Task details: Search the data below for "this"; list each line that holds it.

....

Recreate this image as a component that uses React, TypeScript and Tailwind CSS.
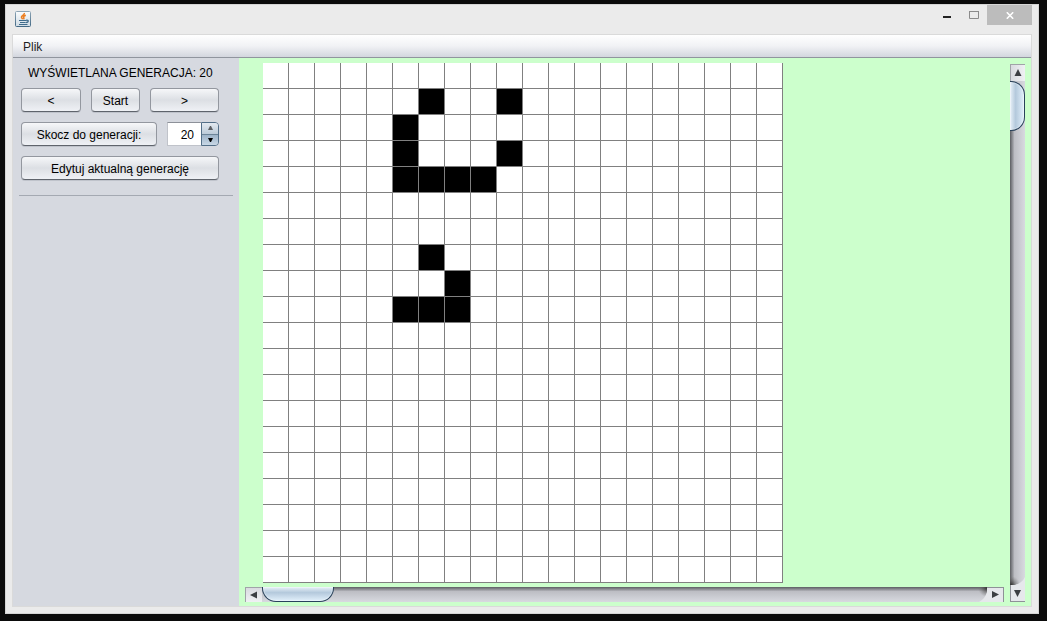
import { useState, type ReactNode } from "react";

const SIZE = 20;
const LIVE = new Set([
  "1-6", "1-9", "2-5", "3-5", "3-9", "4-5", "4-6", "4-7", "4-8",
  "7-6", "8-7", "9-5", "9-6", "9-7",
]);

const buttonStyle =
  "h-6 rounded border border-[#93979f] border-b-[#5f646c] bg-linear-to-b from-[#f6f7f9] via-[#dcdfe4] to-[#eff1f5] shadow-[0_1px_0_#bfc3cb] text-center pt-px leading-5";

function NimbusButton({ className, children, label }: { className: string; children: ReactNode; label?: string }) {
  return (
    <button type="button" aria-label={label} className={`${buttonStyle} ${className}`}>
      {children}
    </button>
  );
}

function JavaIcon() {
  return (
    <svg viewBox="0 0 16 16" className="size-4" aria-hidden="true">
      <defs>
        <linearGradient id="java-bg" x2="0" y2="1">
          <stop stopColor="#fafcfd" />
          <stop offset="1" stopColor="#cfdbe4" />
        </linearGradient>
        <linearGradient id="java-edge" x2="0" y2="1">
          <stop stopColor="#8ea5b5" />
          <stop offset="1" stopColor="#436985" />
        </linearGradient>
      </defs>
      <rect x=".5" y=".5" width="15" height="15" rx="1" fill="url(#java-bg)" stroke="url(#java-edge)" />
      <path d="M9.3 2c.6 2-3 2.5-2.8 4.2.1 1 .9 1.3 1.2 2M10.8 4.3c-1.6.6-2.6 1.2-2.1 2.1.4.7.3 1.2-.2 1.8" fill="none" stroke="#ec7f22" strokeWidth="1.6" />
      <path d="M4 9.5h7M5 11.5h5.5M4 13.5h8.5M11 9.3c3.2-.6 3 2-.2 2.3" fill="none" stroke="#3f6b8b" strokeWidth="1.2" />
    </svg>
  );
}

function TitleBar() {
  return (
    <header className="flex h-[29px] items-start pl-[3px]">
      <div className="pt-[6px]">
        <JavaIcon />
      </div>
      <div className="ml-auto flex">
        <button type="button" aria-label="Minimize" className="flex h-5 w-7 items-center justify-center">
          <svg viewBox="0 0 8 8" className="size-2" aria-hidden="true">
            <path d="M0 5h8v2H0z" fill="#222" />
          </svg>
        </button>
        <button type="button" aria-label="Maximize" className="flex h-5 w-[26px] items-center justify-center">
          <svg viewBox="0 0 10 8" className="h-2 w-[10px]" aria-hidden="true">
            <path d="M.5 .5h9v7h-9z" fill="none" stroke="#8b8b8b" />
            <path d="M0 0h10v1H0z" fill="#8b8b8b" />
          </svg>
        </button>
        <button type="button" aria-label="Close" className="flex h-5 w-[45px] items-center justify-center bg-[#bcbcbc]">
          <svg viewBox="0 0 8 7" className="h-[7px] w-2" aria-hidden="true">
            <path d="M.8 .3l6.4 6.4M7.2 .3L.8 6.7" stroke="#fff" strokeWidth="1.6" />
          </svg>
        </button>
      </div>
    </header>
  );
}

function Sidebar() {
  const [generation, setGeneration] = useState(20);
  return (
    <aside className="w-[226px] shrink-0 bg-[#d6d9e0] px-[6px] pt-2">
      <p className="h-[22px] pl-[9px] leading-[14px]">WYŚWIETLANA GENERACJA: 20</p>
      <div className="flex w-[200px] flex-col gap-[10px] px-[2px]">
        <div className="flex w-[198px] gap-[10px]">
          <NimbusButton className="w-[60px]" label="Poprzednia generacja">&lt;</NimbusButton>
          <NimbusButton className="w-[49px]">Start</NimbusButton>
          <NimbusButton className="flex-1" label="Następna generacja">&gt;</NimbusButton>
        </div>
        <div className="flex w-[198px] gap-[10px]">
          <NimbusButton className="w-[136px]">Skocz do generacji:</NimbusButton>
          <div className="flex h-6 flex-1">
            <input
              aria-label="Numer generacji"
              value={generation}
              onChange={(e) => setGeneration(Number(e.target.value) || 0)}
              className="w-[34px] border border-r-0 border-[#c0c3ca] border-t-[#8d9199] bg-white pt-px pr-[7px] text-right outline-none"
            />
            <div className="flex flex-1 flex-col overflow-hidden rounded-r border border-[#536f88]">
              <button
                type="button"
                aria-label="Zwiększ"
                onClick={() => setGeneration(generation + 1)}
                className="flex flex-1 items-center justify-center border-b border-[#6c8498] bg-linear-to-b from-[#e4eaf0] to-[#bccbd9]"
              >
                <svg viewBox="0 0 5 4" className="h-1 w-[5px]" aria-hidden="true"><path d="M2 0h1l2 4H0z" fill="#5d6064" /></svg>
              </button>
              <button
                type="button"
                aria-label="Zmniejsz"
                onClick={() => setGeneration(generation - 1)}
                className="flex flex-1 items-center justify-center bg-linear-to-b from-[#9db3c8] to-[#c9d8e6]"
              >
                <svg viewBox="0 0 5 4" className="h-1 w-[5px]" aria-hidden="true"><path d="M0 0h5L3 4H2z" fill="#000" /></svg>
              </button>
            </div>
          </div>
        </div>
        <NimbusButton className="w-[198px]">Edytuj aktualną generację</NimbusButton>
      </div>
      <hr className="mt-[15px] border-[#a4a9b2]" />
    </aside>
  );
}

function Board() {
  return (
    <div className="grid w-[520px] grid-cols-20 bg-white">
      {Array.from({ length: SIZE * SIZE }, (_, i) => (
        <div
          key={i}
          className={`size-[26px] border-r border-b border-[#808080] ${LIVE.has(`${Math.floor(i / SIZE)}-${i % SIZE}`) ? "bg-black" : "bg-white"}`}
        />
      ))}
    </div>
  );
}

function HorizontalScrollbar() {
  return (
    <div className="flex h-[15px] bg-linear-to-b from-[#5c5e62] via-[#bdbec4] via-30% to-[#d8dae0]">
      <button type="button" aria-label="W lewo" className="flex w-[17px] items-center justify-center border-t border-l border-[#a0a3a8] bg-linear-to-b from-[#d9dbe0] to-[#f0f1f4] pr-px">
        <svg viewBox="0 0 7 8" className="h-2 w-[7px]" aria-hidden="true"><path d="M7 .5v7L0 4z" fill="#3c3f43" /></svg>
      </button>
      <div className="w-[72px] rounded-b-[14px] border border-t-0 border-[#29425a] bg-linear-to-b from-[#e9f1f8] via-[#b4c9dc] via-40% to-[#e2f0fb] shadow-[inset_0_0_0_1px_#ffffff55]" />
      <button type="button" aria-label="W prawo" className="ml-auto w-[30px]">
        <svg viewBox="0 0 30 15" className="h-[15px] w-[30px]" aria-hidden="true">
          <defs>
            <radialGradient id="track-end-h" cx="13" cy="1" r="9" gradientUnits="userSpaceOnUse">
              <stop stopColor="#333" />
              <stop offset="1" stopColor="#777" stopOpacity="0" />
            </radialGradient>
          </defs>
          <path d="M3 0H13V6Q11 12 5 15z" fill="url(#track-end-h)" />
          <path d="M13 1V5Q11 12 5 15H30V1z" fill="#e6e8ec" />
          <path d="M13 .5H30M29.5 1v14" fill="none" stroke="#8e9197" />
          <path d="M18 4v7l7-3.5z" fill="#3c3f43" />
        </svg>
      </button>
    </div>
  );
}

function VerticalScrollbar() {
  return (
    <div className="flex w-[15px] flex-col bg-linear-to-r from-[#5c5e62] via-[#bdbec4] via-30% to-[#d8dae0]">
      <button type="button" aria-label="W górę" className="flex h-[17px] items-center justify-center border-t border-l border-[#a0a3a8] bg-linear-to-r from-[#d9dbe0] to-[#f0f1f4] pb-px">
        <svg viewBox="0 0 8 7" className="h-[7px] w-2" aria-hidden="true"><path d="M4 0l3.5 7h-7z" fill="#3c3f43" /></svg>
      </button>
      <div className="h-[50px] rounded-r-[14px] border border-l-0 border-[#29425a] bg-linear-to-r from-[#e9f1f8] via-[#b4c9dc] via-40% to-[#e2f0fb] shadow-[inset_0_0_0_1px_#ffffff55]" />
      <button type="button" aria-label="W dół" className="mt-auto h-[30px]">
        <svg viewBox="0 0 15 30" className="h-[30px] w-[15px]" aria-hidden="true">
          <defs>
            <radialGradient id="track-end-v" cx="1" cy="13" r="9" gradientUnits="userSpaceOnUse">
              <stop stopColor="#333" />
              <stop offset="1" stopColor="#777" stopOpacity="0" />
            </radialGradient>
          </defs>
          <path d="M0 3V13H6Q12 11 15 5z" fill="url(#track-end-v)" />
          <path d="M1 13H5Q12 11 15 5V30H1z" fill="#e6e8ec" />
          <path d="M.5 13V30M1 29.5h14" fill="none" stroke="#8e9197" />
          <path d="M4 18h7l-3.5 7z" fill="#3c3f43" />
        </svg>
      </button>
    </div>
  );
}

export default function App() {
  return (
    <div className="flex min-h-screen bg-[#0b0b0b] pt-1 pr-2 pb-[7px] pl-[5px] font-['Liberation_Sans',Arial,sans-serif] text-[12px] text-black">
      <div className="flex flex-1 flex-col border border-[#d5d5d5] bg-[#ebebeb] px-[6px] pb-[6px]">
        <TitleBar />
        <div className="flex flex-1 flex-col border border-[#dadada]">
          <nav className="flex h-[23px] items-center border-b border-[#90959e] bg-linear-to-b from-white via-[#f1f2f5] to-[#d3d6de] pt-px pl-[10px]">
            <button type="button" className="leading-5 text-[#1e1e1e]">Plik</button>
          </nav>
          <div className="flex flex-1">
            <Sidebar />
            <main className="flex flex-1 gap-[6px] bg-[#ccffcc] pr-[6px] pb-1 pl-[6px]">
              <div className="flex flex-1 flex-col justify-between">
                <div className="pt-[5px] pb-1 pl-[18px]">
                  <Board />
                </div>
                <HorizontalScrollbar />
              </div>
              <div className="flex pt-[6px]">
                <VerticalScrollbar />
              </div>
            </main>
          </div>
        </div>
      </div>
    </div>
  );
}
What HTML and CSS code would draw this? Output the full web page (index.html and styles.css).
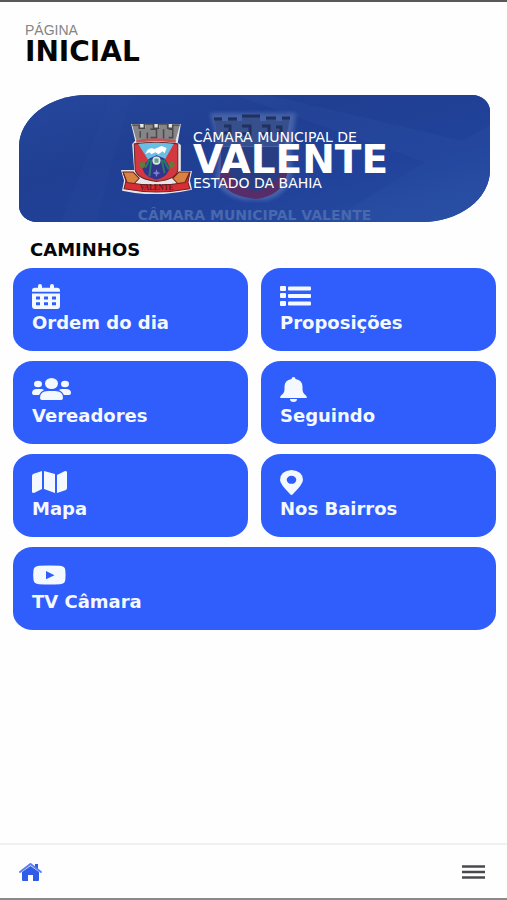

....

Result:
Recreate this image as a component that uses React, TypeScript and Tailwind CSS.
What HTML and CSS code would draw this? Output the full web page (index.html and styles.css).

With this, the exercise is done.